[WORK TO COMPLETE] Return all lines where the word "that" can be found.
━━━━━━━━━━━━━━━━━━━━
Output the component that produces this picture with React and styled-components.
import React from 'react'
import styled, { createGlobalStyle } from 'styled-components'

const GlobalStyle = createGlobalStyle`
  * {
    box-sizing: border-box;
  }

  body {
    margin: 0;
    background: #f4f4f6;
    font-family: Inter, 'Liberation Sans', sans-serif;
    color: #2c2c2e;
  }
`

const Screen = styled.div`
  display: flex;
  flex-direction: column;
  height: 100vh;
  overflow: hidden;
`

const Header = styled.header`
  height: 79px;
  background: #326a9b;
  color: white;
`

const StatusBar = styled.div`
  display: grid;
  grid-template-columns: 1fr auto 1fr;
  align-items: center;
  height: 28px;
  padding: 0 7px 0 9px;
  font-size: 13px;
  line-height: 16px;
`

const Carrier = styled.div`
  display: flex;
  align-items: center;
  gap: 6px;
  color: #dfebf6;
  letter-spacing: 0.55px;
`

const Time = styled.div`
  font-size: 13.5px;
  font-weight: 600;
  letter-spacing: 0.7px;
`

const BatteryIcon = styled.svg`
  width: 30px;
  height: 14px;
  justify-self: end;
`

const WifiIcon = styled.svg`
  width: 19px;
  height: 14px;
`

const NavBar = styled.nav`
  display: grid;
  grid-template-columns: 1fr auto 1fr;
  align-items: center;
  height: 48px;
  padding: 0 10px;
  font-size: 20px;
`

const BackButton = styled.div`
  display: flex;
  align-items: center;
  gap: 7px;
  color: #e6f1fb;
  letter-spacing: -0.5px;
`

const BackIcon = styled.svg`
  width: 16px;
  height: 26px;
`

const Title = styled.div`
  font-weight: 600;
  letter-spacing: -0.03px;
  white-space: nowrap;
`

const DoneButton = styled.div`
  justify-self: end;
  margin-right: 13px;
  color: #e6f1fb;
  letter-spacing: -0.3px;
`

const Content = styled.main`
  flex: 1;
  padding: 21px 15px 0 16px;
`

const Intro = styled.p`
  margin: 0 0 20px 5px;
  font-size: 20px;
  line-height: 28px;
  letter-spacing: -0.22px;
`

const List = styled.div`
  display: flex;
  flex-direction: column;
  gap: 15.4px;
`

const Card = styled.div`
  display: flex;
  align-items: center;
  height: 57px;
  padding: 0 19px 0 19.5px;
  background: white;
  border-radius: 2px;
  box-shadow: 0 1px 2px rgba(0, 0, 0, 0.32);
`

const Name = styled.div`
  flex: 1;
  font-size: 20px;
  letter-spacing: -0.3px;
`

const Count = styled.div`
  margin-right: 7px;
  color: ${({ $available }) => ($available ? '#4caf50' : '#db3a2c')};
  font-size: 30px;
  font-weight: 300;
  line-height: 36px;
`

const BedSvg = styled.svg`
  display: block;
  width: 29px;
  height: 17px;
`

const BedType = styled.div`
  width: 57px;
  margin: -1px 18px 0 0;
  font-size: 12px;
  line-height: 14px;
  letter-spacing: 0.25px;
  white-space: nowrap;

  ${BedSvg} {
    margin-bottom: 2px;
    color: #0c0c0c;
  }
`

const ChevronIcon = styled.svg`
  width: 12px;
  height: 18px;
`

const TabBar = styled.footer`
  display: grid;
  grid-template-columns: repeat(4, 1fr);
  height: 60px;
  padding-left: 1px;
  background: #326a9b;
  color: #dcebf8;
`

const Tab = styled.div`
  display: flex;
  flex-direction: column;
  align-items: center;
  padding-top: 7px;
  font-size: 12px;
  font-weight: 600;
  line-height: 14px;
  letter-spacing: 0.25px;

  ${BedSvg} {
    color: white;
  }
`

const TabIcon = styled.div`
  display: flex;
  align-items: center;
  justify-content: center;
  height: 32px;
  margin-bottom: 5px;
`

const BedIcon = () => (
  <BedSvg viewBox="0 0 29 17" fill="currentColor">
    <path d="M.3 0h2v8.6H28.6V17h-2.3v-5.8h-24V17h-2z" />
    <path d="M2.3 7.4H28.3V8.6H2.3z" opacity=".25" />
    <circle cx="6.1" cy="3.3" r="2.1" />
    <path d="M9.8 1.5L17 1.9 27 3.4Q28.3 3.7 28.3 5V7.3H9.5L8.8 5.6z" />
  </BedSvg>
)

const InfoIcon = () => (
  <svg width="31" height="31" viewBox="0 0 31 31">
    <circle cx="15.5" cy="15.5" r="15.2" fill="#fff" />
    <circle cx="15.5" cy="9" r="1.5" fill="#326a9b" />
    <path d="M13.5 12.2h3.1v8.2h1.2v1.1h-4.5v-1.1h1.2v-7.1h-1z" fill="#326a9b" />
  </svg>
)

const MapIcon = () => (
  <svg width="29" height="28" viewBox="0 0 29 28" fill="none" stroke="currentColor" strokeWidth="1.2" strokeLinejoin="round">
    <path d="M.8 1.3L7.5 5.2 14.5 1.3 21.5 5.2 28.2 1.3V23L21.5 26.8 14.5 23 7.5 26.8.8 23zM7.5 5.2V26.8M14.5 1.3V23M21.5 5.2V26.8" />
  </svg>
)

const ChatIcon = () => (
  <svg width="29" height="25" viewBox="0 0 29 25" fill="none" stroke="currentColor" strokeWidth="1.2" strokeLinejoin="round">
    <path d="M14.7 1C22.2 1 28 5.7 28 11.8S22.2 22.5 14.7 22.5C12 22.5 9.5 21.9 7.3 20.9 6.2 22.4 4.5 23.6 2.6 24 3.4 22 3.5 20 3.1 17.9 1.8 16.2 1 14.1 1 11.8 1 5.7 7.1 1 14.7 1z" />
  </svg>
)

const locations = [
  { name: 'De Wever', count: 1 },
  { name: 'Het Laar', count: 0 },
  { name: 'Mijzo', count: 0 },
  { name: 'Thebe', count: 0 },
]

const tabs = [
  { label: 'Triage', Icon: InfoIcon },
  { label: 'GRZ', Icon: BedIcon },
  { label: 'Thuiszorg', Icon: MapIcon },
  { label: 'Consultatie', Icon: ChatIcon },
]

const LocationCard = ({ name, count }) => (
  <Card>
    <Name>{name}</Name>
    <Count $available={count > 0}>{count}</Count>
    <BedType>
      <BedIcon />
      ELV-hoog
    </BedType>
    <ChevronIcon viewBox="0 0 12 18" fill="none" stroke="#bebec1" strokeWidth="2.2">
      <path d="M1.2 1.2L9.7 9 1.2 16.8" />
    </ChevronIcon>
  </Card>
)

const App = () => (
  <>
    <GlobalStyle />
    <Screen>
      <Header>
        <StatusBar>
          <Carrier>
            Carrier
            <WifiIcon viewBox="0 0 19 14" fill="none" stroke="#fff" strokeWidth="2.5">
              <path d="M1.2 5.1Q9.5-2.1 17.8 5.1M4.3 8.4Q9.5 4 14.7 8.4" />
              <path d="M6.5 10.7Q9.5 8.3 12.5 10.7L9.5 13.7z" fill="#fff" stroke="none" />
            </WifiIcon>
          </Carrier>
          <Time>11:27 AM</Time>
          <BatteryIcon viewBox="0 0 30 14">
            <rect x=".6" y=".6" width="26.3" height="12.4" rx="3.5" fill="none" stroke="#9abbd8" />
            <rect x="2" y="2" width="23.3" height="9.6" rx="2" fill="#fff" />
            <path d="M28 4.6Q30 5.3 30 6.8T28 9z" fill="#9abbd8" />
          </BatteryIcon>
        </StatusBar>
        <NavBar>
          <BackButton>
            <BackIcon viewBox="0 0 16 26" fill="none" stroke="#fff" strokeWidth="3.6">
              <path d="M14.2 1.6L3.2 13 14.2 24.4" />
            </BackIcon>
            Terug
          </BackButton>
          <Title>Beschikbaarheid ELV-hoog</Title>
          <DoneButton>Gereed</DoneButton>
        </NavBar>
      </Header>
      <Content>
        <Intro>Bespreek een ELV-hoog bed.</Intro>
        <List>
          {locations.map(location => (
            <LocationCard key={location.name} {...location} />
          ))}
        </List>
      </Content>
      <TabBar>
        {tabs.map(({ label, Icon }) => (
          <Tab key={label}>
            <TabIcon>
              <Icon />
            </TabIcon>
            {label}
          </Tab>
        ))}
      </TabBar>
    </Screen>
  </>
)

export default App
━━━━━━━━━━━━━━━━━━━━
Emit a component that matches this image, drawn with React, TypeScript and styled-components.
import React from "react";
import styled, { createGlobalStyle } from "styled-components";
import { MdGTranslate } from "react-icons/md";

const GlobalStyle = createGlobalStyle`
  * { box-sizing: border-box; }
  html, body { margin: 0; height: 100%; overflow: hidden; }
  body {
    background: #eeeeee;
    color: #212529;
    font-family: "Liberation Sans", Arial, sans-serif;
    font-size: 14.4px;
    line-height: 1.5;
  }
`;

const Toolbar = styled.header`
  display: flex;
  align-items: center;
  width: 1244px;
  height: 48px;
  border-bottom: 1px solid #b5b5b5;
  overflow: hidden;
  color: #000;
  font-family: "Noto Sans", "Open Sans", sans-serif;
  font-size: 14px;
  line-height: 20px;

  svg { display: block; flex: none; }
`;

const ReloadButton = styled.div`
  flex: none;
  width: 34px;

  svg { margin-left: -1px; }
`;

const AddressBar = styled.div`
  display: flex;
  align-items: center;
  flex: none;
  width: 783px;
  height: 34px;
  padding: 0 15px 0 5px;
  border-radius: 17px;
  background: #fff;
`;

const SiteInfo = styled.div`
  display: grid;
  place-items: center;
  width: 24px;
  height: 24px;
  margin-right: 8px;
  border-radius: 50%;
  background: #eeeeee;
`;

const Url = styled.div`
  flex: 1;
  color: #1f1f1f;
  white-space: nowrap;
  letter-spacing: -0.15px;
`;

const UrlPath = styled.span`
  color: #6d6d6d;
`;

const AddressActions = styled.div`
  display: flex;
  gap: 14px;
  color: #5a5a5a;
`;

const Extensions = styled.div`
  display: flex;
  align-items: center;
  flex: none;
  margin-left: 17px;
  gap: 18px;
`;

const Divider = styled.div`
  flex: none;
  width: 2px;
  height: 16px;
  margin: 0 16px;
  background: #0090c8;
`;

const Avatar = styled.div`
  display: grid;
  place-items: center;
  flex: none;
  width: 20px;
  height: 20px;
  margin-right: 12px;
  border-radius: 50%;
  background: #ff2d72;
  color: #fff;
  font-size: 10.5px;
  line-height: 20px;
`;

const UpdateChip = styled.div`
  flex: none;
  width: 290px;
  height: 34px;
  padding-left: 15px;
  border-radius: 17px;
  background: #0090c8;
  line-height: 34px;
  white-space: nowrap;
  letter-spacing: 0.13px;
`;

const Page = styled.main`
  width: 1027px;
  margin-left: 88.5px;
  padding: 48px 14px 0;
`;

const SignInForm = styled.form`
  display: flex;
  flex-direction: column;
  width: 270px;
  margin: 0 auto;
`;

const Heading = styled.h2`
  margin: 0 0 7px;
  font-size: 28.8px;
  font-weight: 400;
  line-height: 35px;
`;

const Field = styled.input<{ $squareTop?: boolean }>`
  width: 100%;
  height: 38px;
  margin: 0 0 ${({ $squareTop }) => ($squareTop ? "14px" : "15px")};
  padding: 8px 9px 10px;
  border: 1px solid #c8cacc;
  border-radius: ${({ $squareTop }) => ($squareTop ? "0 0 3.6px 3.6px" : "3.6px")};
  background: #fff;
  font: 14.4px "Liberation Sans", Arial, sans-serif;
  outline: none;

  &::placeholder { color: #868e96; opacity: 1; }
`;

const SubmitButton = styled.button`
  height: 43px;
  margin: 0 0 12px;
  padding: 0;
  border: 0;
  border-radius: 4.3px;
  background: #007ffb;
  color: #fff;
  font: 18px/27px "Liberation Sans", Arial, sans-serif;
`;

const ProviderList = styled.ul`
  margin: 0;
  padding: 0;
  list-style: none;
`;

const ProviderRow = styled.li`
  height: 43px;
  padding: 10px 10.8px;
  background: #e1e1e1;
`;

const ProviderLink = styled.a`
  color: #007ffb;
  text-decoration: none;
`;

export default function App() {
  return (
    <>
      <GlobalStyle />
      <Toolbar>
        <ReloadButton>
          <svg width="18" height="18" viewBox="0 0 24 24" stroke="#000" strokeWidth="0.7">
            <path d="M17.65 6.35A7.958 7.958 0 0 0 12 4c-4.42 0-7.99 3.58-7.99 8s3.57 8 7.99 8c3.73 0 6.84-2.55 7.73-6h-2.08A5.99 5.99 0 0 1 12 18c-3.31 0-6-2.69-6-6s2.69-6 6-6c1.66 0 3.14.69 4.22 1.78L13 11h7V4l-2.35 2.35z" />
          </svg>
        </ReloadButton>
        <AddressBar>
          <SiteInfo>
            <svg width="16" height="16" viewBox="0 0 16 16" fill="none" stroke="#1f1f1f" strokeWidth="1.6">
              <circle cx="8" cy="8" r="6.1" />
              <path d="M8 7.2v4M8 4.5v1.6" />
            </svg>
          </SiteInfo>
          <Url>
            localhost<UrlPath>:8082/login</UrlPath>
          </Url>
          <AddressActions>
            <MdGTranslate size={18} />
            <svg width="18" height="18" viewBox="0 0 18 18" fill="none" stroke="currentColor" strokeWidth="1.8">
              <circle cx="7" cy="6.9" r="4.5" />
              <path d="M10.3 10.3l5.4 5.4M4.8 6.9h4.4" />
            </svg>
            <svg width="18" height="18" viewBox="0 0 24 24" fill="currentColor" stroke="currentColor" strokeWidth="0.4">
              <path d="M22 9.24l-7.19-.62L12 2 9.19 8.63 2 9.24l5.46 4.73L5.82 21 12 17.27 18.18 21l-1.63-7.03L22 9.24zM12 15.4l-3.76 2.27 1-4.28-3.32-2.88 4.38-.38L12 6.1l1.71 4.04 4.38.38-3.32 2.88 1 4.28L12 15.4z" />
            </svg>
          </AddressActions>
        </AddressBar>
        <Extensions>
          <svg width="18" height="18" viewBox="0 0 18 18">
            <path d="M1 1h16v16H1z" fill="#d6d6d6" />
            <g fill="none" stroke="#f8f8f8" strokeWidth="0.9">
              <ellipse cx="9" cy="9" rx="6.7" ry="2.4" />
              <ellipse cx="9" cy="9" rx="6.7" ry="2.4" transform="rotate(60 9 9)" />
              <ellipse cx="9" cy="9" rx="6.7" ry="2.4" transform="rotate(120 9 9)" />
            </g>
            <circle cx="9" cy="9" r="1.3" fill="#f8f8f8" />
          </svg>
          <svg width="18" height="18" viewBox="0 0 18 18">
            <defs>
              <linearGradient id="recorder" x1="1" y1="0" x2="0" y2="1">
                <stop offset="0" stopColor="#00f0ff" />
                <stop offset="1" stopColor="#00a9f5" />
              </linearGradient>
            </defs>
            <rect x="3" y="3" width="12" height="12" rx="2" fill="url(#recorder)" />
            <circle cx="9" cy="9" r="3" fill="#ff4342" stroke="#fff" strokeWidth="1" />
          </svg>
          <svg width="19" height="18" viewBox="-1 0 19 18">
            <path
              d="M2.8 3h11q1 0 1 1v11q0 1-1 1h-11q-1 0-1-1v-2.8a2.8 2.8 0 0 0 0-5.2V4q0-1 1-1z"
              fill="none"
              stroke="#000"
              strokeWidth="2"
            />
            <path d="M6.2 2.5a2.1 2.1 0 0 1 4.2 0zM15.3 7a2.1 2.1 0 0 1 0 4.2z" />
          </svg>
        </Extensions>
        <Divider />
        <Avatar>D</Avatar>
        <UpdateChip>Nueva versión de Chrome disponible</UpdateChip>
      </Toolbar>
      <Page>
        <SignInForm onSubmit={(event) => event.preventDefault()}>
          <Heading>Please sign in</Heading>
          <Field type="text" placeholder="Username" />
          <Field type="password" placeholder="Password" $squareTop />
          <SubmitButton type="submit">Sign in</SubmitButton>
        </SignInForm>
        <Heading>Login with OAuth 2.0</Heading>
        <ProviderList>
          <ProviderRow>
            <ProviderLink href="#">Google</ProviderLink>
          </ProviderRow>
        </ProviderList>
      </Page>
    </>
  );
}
━━━━━━━━━━━━━━━━━━━━
[PROBLEM SOLUTION]
Output the component that produces this picture with React and styled-components.
Emit a component that matches this image, drawn with React, TypeScript and styled-components.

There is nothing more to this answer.